Shoppers browse through an IKEA store in Shanghai. According to experts, consumer spending in the United States has been as much as 70 percent of the economy, compared with 45.9 percent in China in the first three quarters. Provided to China Daily |
Experts say still significant space for increase in domestic consumption
Consumer spending contributed 45.9 percent of the nation's economic growth in the first three quarters of 2013, falling short of becoming a major driver for GDP expansion, the spokesman for the National Bureau of Statistics said on Friday.
Investment generated 55.8 percent of the growth, which stood at 7.8 percent, Sheng Laiyun told a news conference in Beijing.
Retail sales increased 12.9 percent year-on-year to 16.88 trillion yuan ($2.75 trillion), the NBS said.
Bullish conditions in the property market, where analysts have said that new sales records could be set this year, drove consumption in several other sectors, such as home appliances, furniture, construction and interior decoration materials.
Figures from the Ministry of Commerce showed that in the first nine months, sales of home appliances, furniture and construction materials grew 10.4 percent, 6.5 percent and 5.3 percent, respectively.

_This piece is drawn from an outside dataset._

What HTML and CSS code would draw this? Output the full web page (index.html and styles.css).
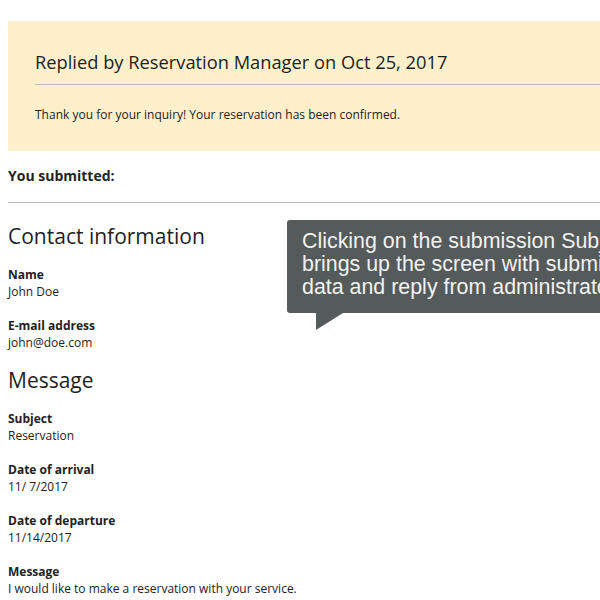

Online shopping remained vibrant in the first three quarters, and retail spending via the Web is estimated at 1.3 trillion yuan, equivalent to the full-year figure for 2012.
Experts said that there is still huge room for China's consumer spending to grow.
Liu Shengjun, executive deputy director of the China Europe International Business School's Lujiazui Institute of International Finance, said that compared with international standards, China's economy is still more investment-driven.